Directions for this task
Pull every line of the entries that has the word "components".

Data records
--- START ---
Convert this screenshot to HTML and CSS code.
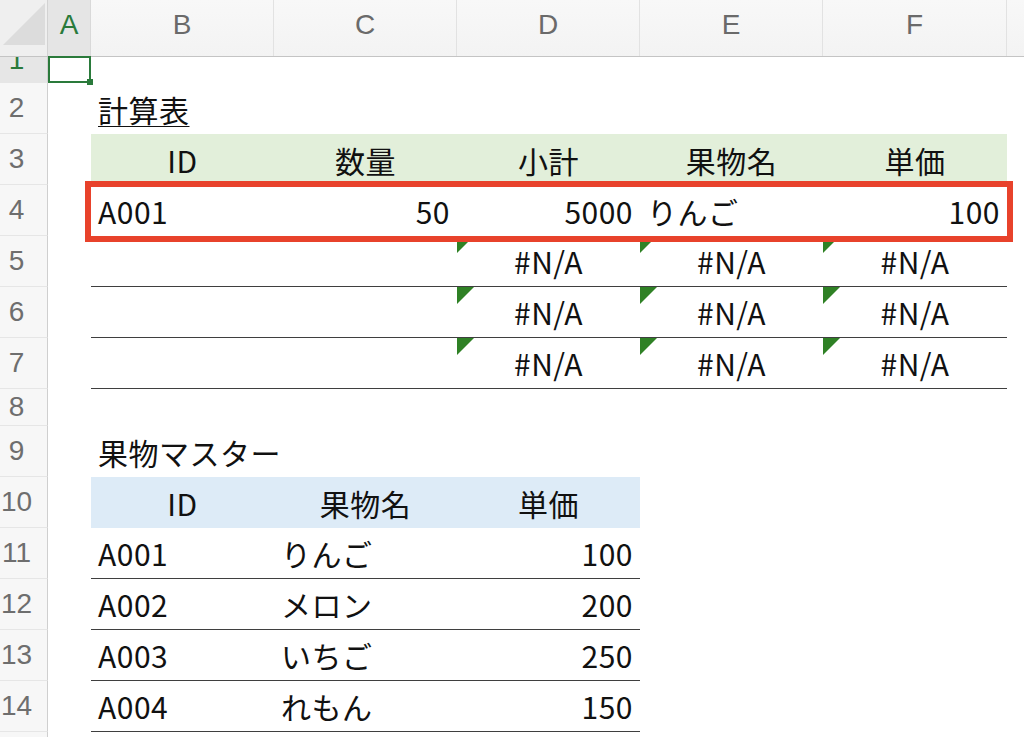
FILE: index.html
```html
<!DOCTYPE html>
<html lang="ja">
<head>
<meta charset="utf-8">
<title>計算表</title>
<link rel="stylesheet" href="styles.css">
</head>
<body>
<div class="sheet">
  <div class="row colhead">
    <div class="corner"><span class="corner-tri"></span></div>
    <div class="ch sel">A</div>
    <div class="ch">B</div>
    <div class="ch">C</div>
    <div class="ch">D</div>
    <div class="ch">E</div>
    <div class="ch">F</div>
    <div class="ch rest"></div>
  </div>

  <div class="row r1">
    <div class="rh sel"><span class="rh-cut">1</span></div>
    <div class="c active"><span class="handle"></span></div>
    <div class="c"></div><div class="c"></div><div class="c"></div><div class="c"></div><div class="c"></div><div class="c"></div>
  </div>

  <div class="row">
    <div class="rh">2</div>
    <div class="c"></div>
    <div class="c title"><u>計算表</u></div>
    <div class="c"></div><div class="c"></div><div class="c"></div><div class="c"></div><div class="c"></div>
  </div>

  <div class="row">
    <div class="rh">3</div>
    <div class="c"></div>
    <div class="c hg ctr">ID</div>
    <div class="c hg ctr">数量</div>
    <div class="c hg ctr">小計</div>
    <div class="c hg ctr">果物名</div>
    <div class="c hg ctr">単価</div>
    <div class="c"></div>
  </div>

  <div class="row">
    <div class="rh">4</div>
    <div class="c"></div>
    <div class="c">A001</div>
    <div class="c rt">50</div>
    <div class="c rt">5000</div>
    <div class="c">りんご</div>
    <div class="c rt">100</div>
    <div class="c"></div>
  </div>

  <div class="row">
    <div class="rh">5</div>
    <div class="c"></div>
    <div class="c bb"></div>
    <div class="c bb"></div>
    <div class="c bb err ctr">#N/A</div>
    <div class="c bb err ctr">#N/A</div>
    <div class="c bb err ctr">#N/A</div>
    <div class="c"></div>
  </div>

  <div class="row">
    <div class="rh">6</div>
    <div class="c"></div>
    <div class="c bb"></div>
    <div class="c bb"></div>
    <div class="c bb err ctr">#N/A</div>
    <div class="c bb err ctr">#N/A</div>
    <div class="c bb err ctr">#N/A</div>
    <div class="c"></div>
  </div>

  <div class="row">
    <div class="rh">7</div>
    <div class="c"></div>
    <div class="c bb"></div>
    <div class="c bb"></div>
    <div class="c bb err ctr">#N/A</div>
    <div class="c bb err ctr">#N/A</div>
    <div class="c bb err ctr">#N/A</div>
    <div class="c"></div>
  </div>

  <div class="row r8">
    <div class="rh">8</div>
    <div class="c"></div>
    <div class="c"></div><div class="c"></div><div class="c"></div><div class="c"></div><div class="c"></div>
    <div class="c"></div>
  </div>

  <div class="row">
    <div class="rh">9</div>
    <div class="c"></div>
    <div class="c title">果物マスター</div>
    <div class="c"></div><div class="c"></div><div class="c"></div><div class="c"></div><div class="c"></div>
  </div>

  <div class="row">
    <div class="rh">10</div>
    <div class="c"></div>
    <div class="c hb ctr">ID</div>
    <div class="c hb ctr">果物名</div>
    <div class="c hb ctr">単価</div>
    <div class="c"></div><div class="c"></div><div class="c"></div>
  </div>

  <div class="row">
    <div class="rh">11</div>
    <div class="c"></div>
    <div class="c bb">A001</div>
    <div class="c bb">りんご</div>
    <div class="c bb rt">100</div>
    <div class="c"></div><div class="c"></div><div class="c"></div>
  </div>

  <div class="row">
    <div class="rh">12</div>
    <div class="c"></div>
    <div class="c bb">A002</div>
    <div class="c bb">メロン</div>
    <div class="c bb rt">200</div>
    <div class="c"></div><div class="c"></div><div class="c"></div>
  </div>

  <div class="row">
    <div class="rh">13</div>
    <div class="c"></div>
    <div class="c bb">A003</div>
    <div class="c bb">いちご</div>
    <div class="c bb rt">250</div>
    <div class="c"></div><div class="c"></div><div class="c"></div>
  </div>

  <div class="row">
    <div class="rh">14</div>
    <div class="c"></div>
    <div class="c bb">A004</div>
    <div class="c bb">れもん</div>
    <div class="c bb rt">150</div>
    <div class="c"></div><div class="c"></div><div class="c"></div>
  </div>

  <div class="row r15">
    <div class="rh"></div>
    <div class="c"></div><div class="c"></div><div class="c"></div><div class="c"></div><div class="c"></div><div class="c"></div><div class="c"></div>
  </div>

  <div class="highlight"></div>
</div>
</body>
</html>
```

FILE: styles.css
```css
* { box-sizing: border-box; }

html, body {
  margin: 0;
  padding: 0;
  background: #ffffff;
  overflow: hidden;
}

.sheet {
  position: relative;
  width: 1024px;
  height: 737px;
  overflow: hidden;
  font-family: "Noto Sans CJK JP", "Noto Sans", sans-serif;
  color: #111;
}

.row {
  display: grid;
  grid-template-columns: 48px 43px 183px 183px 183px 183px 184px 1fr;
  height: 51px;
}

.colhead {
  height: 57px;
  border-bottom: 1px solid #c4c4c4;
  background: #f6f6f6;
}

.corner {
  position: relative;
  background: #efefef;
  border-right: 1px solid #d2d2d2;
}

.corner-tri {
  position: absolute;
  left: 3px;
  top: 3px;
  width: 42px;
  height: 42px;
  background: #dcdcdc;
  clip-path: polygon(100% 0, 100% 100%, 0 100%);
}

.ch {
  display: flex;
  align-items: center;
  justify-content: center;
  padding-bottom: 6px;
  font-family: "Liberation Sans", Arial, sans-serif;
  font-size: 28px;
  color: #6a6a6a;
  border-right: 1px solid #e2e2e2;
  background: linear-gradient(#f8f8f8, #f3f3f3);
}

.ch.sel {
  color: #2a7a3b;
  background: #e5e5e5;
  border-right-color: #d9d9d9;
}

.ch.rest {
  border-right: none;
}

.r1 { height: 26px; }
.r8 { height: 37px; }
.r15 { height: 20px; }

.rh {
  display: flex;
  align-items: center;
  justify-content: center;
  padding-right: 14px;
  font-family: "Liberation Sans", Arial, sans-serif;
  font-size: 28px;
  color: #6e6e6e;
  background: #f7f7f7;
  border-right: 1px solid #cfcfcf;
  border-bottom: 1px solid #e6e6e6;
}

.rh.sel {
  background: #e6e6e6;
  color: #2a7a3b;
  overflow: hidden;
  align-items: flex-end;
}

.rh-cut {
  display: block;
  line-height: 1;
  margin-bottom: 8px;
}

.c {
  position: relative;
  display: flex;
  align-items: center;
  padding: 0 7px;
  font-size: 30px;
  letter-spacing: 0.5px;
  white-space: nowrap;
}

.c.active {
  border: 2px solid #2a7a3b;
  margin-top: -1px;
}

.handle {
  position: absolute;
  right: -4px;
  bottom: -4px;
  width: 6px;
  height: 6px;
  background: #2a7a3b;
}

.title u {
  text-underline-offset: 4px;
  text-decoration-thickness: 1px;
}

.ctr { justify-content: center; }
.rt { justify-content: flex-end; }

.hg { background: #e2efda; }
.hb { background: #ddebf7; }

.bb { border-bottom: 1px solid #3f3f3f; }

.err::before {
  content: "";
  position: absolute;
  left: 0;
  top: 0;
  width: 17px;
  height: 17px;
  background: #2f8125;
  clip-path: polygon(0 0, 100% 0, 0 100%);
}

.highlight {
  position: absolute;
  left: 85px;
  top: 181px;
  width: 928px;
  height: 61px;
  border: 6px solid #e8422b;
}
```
--- END ---
--- START ---
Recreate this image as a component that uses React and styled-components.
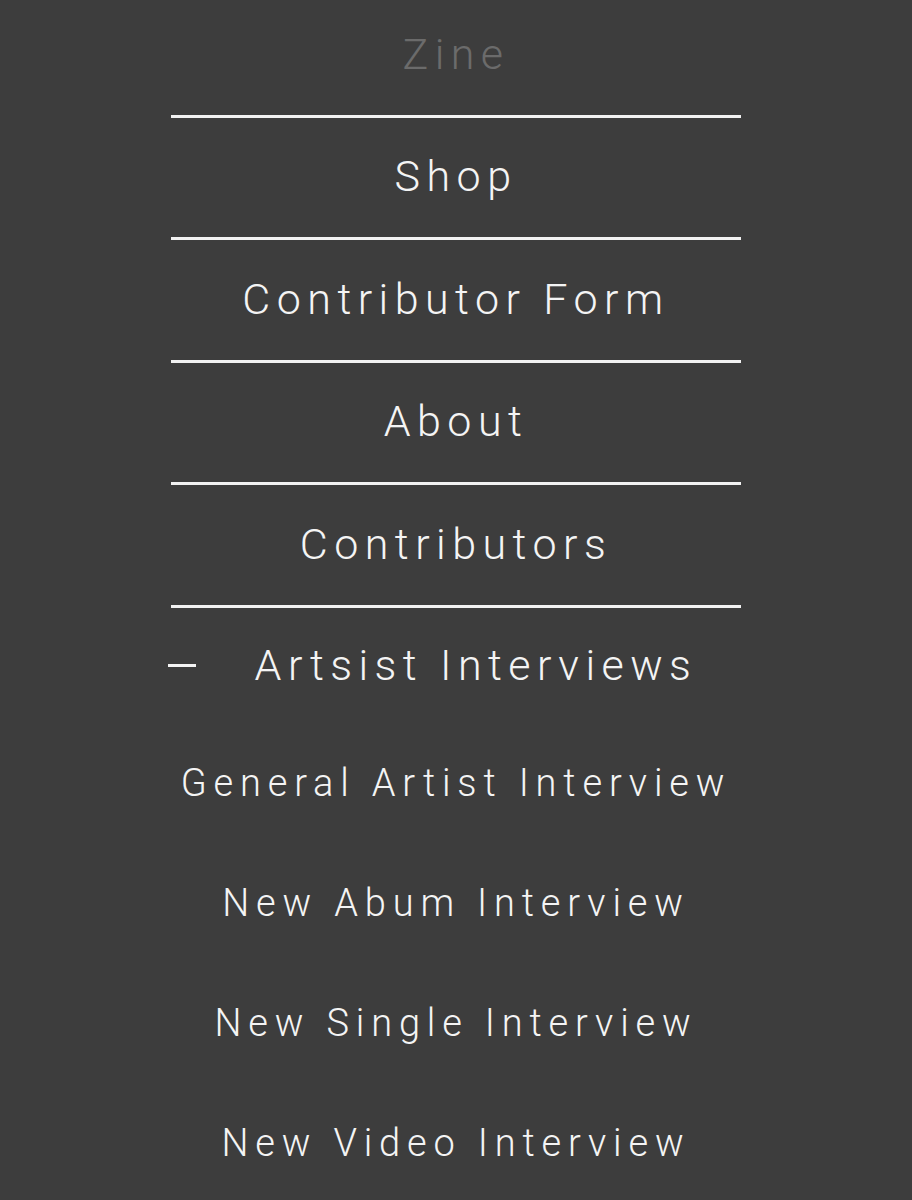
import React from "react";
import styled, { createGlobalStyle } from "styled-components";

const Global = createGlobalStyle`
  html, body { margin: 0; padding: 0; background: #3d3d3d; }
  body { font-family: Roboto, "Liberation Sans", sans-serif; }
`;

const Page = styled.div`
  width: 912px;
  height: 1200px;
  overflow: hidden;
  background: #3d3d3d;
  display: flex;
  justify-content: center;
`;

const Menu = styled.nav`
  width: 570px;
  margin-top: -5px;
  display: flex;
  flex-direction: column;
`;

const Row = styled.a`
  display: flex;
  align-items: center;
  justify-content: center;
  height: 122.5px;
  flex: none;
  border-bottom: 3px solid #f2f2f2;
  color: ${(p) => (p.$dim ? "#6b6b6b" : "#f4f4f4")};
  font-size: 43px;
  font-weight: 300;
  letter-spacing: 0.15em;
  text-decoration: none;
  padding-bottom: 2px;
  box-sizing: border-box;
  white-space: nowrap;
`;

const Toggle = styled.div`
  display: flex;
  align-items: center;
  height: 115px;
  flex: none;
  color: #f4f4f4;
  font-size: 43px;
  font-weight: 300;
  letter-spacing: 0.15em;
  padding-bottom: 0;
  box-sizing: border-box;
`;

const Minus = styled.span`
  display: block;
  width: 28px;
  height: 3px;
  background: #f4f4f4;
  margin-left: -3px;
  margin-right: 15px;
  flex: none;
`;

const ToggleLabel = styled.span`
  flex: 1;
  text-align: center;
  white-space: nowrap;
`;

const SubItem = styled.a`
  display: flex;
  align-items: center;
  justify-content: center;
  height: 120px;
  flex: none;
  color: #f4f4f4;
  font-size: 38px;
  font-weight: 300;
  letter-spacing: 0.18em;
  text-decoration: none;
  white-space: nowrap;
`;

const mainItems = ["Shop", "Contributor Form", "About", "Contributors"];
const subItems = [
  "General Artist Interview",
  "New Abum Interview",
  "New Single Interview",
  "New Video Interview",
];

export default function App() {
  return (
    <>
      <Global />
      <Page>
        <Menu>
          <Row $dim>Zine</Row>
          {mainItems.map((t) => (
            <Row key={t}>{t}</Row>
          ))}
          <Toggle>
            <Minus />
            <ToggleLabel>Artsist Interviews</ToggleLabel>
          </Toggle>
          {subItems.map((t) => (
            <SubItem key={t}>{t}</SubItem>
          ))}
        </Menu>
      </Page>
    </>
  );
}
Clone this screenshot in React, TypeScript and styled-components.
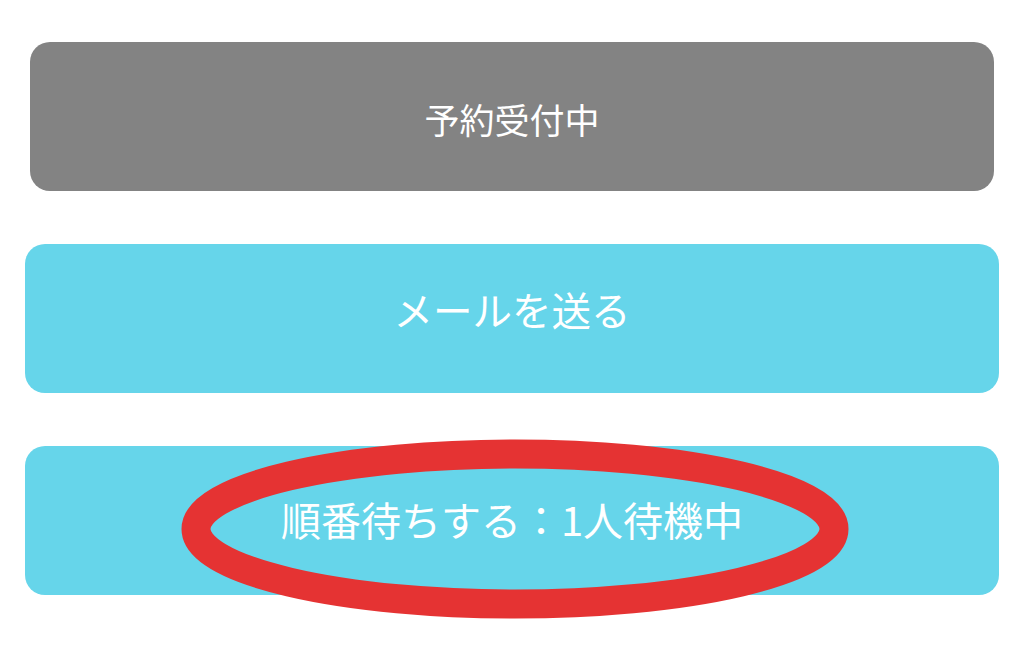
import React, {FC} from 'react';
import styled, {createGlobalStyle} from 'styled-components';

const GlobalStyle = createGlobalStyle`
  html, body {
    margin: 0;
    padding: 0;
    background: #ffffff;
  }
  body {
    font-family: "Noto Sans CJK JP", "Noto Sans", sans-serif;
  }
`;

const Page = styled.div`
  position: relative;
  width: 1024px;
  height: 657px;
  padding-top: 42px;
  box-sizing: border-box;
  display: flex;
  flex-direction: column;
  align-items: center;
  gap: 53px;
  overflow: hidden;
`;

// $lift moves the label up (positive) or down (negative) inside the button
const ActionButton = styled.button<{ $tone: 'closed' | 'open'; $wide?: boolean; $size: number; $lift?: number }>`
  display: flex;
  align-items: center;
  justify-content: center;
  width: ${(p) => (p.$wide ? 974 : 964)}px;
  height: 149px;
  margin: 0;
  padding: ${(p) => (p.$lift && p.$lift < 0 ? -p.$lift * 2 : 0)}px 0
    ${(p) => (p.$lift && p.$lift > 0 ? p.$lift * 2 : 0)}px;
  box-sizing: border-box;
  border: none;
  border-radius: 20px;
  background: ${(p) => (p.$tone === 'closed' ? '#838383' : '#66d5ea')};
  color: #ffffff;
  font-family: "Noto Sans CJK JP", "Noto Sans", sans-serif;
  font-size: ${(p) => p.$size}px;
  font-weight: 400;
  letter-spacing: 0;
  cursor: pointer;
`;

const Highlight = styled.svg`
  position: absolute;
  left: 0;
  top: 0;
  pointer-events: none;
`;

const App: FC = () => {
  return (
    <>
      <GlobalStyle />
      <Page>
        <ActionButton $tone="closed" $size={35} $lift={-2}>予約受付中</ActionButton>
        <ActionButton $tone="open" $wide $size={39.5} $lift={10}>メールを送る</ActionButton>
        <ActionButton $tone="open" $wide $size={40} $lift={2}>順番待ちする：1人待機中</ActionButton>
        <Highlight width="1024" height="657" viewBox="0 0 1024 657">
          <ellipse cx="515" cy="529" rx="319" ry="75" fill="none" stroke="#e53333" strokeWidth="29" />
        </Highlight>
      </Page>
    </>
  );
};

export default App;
--- END ---
--- START ---
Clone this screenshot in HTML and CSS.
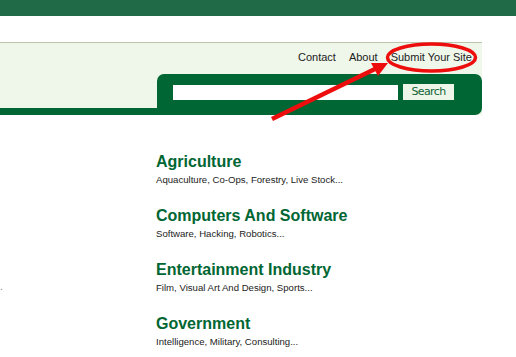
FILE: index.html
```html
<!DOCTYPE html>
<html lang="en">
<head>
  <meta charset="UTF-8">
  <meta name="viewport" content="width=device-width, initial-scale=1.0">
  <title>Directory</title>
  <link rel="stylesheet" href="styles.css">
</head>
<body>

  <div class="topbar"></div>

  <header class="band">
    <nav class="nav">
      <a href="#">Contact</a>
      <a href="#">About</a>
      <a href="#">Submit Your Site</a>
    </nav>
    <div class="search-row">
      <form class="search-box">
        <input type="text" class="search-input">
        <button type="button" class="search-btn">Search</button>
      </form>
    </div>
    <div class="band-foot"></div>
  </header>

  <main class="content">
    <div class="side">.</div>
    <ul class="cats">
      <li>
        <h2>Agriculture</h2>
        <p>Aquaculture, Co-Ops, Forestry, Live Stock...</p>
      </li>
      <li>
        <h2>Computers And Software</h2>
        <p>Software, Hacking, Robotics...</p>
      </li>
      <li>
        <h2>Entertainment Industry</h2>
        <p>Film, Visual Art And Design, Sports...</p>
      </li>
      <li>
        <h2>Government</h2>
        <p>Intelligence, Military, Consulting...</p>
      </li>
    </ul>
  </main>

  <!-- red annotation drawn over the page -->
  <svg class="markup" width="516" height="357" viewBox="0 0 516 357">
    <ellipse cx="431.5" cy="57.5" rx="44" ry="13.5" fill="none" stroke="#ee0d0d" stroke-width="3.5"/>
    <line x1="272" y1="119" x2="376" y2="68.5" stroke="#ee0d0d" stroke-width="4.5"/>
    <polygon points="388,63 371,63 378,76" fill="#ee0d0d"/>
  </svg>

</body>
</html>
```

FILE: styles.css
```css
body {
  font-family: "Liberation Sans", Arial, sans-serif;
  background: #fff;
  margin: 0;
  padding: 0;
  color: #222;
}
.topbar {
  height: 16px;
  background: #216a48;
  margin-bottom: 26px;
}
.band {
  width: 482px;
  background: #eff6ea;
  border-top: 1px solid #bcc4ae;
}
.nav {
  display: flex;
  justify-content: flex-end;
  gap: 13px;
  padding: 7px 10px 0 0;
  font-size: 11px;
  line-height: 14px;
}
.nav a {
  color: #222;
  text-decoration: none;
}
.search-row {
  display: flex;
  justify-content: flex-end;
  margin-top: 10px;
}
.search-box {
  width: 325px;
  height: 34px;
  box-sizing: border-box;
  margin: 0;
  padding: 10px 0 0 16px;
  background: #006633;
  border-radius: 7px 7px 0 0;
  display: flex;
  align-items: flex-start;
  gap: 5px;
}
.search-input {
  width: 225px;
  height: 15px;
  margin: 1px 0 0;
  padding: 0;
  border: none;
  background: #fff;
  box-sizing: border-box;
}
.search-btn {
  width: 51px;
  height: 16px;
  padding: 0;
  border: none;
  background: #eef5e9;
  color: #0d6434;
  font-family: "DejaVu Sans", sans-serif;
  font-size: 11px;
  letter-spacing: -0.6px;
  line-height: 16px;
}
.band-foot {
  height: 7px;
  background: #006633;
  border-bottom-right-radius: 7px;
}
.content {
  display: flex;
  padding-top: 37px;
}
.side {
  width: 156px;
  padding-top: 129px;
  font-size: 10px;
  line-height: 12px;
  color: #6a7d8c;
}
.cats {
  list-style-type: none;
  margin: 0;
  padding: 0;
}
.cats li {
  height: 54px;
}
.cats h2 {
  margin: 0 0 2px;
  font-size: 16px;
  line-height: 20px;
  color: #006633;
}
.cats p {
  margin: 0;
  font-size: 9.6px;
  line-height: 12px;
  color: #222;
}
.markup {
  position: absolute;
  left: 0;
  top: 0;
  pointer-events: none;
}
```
--- END ---
Solution for this problem
Recreate this image as a component that uses React and styled-components.
import styled, { createGlobalStyle } from "styled-components";
Clone this screenshot in React, TypeScript and styled-components.
import styled, {createGlobalStyle} from 'styled-components';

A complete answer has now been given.